Spring Break! Woo, yeah! SPRING BREAK!
It’s the time of year that the rest of the country’s students get most excited for. For us, it’s like second Mardi Gras, but not as fun.
This is mostly because the traditional Spring Break locations are out of reach for most of us. The prime location for Mardi Gras is a short drive away, and there’s even something passable in town, unambitious and racist as it may be.
For a proper Spring Break experience however, you need to go to Mexico, which is what most Trump supporters call everything below the Rio Grande.
If you are one of many people without deep-pocketed parents or just have an aversion to sand, overpriced drinks and just the sun in general, I have a few alternatives.
The important part is the travel. You’ve got a leg up over the international spring breakers there – road trips are way more fun than international flights. Or flights period — the TSA sucks.

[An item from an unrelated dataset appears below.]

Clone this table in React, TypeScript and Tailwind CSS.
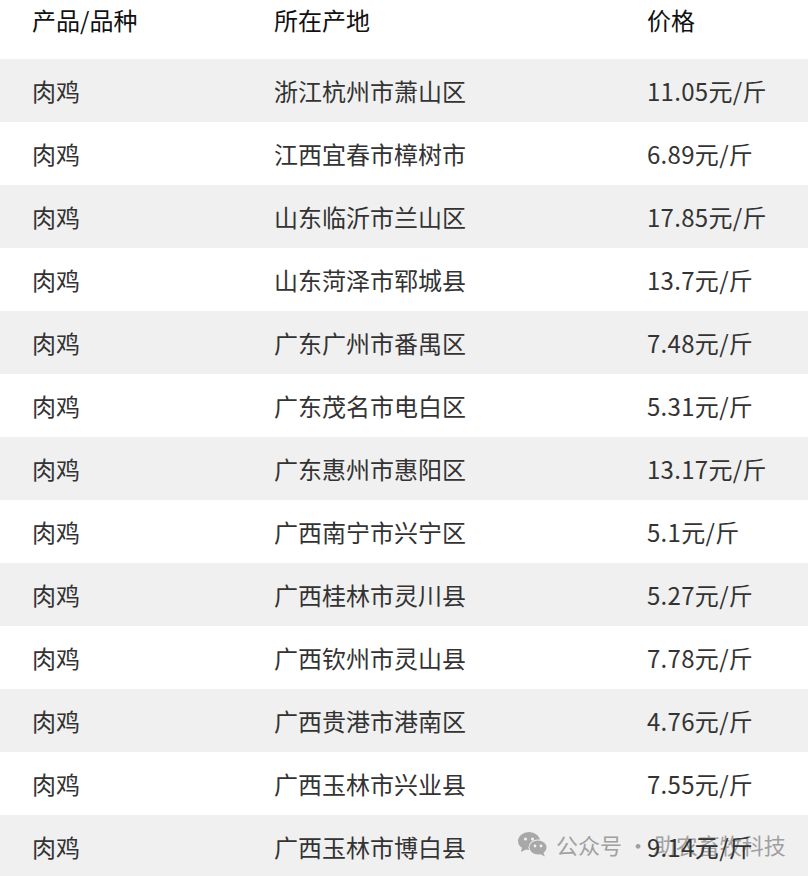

If you do like sand in various orifices but can’t make it to international beaches though, there are a few options close to home.
First is Florida. Normally I would only suggest going there for Disney World and surprisingly competent professional hockey, but they have beaches. Lots of meth too, if you’re into that.
There’s also the rest of the Gulf Coast, but most of those places are either in Alabama or Mississippi. Do you really want to go to either of those places? Really think about it before you answer.
This is already written, I can wait. Go ahead, pause right… NOW! Ok, thought about it? Good, let’s move on.
As far as the non-beach options go, you have several options. One is the option you should always pick, which is New Orleans. It’s one of the country’s best cities, even with all the murder.
Texas is nearby, and it’s better than you think. Austin is a fantastic music city, and Houston is having something of a culinary renaissance right now.
There isn’t much to Dallas, but they are hosting WrestleMania this year… Not during Spring Break but still! You can go to San Antonio, but you may as well go to North Louisiana. About the same amount of things to do and culture.
Ok, maybe you can’t travel at all, or are going back to whatever flyover state you’re from (not that Louisiana is any better; y’all probably actually have a government with money). How do you get a Spring Break experience if you’re unable to travel?
For one, drink. A lot. Alcohol can make most situations better, and if nothing else should change your perception about your situation.
If there’s a river nearby where you live, go there and drink. It’s literally a beach, even if it has less volleyball and more mossy shopping carts.
Just imagine that crumbling bridge is a cove to explore – just don’t actually explore it, you’ll find nothing but used needles and bad high school graffiti. Remember, perception is reality (but the reality is, don’t go under the bridge).
Barring a river, fill your tub up with warm water and half a container of Morton’s Salt. Same as the ocean, with less seaweed and shells to cut your foot on.
Then just grab a kiddie pool from Wal-Mart, a bag of sand from Home Depot and a sun lamp for lizards from PetSmart. Set it all up next to the tub and BAM – private beach!
Or, do what I did during college – just play video games and browse the Internet while you ignore that homework you “need to get ahead on.” Very relaxing.